What is Sustainable Development?

14 10 2009

What is SUSTAINABILITY? A simple truth?  We humans tend to have unlimited appetites for ‘things’ living on a planet which can not bear our expectations.  Sustainability is a two-sided coin, a constant battle of positive and negative, an ongoing interpretation of beneficial and destructive.  Economic sustainability, social sustainability, ecological sustainability . . . the list goes on—each theme as broad in scope as the question: what is love? 

Recent history has seen a boom in industry, globalization of trade and communication, and dispersion of wealth.  Massive economic growth has the ability to pull 300 million Chinese out of poverty.  I spent a month traveling through China in the fall of 2007, and my biggest culture shock, apart from the major lack of hygiene (as us Westerners’ define it) was how cheap and plentiful meat is.  “Cheap” only applies when I compare the cost of chili-fried-beef to a western standard; however, considering that a meat dish was almost always less expensive than the vegetarian alternative seemed awry.  I pondered the question, what happens once meat is added to the diet of 300 million Chinese?  The land bears the brunt of the newly affordable dietary addition.  What happens when Canadians campaign to buy more local products and a factory shuts down in China?  The earth may breathe a sigh of relief, but a family may now be out of work and cannot afford food, let alone healthcare.  Sustainability begins with the simple needs of life, not maintaining luxuries.

I visited Beijing and Shanghai—each a massive metropolis—bustling with the push of 20 millions bodies, all trying to move in the same direction at the same time.  I admit, that this push overwhelmed my I-live-in-the-wilderness-of Canada comfort.  What is sustainable development to a working-class Chinese?  Perhaps it is the condition which allows them to purchase meat and feed their family.  Or it may be the economic and social condition which allows them to own a cell phone and connect themselves to the communication grid of the world.  Once the opportunity to “have” a resource has been established, our view of sustainability may be the ability to maintain that resource (for ourselves).  Can we make an educated and moral decision to abstain from using the resource in order to preserve it for future generations? 

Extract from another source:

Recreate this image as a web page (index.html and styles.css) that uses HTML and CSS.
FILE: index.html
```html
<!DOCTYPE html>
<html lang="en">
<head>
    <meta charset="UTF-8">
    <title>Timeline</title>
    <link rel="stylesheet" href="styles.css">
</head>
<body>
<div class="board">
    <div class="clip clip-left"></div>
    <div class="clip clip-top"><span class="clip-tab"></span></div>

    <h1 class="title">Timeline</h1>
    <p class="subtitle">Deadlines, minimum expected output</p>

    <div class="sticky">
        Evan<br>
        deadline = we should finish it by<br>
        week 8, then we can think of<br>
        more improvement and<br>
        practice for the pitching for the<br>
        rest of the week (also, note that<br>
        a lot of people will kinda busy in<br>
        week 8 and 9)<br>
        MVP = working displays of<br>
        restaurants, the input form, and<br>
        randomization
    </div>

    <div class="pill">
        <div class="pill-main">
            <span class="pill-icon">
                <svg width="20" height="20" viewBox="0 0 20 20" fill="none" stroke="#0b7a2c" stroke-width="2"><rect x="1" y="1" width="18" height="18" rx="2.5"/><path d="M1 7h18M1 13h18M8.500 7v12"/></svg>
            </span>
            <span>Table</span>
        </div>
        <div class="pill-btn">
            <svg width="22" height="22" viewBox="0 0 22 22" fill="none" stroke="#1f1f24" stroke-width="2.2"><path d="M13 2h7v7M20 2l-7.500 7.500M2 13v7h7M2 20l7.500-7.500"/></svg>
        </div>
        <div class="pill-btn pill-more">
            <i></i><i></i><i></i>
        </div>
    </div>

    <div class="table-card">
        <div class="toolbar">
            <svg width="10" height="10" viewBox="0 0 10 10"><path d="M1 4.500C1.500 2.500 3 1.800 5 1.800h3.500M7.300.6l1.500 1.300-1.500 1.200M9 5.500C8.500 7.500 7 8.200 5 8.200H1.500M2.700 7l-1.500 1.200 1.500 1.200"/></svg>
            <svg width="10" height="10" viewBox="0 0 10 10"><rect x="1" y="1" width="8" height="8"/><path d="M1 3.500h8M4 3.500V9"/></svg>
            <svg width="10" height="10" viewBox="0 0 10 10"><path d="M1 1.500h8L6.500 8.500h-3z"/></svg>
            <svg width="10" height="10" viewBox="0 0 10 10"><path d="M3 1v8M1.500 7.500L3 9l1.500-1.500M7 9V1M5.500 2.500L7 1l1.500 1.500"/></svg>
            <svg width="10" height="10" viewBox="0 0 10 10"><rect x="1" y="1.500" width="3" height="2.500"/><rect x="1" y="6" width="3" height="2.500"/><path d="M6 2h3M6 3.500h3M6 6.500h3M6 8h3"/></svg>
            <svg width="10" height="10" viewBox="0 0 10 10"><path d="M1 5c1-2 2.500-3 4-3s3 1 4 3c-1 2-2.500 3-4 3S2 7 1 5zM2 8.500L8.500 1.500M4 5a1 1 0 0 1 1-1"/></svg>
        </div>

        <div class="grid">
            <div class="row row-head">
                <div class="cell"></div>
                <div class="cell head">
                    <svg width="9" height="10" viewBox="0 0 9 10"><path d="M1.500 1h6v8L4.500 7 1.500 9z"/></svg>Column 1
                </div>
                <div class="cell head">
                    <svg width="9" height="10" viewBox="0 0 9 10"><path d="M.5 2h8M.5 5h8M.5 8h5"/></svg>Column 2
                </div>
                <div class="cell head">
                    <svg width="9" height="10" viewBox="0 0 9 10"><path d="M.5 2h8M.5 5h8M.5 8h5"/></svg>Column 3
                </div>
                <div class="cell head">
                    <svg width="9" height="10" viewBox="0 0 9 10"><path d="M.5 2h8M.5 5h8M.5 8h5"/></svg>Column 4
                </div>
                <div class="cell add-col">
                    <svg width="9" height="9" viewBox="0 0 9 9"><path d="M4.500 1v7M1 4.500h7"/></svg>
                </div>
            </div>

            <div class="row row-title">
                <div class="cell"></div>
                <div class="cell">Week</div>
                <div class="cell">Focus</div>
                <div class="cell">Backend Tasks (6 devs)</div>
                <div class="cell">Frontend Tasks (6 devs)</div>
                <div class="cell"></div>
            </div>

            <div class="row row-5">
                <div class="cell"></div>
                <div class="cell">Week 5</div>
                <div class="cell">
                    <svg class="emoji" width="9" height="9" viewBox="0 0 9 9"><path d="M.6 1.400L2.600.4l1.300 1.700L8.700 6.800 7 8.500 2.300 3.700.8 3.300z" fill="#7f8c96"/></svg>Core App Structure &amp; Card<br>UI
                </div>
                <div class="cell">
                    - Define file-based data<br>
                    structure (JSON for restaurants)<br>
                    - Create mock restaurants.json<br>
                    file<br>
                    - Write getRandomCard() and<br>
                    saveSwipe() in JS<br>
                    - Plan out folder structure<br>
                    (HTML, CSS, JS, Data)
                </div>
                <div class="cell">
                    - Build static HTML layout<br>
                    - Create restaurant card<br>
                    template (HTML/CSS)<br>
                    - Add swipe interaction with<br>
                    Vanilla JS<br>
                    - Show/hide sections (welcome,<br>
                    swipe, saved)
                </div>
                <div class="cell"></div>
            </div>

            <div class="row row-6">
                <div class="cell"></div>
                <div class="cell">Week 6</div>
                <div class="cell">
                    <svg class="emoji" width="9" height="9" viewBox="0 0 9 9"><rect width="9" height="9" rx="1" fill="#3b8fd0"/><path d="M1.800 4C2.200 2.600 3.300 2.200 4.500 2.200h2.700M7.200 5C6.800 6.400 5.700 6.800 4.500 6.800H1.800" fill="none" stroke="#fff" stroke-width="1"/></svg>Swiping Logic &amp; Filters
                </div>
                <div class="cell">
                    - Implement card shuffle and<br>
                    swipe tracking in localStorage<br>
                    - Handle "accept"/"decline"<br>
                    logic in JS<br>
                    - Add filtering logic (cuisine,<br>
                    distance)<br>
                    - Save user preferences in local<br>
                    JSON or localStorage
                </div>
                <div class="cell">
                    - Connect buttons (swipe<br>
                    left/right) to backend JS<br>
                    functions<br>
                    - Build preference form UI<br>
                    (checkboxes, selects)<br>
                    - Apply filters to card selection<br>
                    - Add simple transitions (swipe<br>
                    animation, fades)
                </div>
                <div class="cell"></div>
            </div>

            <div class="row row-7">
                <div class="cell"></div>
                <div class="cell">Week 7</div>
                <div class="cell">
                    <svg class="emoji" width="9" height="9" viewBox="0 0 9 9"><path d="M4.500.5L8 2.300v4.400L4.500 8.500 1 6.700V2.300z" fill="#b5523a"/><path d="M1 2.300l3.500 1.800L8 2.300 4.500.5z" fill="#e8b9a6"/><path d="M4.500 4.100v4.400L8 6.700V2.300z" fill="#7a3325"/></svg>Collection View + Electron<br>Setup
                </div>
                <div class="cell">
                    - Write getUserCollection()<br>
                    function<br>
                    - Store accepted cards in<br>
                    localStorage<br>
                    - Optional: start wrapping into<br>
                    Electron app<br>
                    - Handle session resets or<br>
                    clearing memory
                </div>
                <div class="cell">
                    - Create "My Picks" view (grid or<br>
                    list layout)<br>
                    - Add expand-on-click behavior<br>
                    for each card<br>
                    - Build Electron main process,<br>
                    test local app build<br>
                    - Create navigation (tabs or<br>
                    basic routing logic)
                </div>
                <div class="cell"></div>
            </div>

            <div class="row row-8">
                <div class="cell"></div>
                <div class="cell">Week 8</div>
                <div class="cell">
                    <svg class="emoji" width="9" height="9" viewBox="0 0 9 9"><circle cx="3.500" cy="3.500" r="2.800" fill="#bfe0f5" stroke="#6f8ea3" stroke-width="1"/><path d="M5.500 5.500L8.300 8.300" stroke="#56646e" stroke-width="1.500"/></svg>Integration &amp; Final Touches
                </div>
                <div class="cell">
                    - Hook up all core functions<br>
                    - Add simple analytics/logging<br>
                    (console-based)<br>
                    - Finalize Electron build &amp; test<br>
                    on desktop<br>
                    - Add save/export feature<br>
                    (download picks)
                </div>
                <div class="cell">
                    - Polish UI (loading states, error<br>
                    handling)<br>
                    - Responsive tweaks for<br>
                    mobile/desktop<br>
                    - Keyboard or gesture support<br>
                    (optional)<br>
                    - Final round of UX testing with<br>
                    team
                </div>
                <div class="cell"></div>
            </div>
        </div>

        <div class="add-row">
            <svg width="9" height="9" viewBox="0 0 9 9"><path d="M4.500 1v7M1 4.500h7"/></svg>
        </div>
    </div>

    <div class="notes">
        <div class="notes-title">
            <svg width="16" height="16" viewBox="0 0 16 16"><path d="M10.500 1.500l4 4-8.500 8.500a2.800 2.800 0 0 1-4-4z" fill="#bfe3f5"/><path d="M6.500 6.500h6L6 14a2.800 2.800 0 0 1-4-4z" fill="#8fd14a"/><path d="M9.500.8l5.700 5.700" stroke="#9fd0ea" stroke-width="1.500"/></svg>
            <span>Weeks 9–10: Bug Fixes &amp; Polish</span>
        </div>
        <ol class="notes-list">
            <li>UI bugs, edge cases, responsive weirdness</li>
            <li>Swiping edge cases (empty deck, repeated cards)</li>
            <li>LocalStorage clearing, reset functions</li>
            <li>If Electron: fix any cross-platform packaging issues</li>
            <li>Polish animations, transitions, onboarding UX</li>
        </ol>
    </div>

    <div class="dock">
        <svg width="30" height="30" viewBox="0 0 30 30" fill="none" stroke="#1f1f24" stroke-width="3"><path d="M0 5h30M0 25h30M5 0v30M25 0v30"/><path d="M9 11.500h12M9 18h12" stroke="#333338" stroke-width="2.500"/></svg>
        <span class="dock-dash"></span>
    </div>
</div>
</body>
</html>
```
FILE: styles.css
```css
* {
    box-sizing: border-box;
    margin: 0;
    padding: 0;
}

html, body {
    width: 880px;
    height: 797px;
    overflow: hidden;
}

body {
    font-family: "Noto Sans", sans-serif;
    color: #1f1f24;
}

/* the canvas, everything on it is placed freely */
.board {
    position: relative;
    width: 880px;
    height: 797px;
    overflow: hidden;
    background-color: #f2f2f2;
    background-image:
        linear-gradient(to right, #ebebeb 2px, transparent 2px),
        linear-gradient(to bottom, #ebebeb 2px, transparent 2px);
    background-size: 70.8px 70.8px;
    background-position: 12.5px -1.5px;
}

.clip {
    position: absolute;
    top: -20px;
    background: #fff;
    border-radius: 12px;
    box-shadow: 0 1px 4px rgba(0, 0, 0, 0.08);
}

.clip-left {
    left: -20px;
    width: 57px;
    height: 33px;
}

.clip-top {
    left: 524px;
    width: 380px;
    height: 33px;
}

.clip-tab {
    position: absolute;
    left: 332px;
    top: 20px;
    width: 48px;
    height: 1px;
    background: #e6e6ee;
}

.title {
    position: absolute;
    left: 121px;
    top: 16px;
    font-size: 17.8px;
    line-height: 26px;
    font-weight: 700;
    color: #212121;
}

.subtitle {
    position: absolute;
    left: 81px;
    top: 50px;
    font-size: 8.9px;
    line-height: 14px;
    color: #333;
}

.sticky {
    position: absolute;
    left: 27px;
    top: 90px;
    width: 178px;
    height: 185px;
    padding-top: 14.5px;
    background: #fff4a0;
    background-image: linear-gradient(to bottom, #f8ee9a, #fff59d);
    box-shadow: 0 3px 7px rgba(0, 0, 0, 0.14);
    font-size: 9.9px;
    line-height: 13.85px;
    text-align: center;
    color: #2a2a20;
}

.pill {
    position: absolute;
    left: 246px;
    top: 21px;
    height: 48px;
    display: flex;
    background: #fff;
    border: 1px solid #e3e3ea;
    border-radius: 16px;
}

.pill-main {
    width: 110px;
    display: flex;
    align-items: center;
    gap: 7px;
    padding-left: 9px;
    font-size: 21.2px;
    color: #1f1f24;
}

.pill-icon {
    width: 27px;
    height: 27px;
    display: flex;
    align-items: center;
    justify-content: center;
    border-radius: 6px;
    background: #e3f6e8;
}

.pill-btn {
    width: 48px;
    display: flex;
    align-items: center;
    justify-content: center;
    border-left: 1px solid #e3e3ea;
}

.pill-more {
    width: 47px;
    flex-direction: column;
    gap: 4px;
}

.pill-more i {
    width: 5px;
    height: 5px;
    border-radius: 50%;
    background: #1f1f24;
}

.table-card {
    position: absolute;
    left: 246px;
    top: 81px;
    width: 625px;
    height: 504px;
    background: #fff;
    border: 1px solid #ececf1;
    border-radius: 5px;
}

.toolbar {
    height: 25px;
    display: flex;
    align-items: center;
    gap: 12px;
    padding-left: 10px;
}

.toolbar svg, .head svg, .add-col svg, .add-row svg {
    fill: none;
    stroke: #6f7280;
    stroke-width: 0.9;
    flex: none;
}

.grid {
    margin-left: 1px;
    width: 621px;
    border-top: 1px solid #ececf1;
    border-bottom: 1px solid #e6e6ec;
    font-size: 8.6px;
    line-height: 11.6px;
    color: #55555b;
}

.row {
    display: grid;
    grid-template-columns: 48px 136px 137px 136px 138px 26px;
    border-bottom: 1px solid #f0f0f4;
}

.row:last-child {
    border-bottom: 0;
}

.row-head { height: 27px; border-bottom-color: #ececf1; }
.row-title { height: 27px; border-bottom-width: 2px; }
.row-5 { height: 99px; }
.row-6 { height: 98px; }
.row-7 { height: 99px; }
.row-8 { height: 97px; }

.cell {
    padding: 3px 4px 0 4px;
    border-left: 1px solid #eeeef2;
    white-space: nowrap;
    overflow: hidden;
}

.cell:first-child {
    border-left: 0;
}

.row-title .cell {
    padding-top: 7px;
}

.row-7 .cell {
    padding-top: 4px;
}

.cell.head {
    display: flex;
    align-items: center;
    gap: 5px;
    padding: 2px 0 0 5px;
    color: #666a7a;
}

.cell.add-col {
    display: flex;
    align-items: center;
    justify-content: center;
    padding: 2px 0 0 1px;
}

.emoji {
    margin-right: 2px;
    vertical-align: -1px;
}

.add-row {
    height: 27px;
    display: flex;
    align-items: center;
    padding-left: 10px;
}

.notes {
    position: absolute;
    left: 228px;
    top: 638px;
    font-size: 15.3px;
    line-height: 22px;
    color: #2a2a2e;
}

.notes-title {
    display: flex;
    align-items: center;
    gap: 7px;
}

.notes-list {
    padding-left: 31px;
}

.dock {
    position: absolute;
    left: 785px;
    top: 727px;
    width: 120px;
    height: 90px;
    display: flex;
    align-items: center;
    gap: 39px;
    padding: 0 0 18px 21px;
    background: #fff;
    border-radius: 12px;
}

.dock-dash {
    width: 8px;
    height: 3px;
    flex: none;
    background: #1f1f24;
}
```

Attempting to define sustainable development seems to produce a mouthful of questions.  Sustainable development is constantly evolving at a speed parallel the changes taking place around us.  Sustainability begins on an individual basis. An individual could pertain to a human, with a unique social and economic identity, an ecosystem and all its components, or a single protist living within the belly of a whale.  A man may remove waste from his land by dumping it into the ocean, which affects the composition of the water and health of the organisms in the ocean ecosystem, which then affects the protist because the whale consumes the untreated sewage.  Individuals can not survive in isolation; the earth system is too complex and interconnected.  Sustainable development may be defined on the individual level, but it must be constructed on the global scale.  The framework will differ based upon meeting individuals’ needs and preserving unique social and moral attributes all within the carrying capacity of the biophysical earth system.  A simple truth—no! —Absolutely anything but.

Perhaps sustainable development can be summed up as the challenge of recycling and reusing the earth’s natural resources on a scale which will keep up with our constantly changing climate and population.  Sustainable development is the balance of consumption and conservation, choosing to go without, or going without because there is no choice.  Unfortunately, the bad news should be hitting home for us living in the Western world: we are the over-consumers, it is our responsibility to go without. 

An awesome resource I used to generate some thoughts: National Geographic: EarthPulse, “The State of the Earth 2010”. Display until November 22, 2009.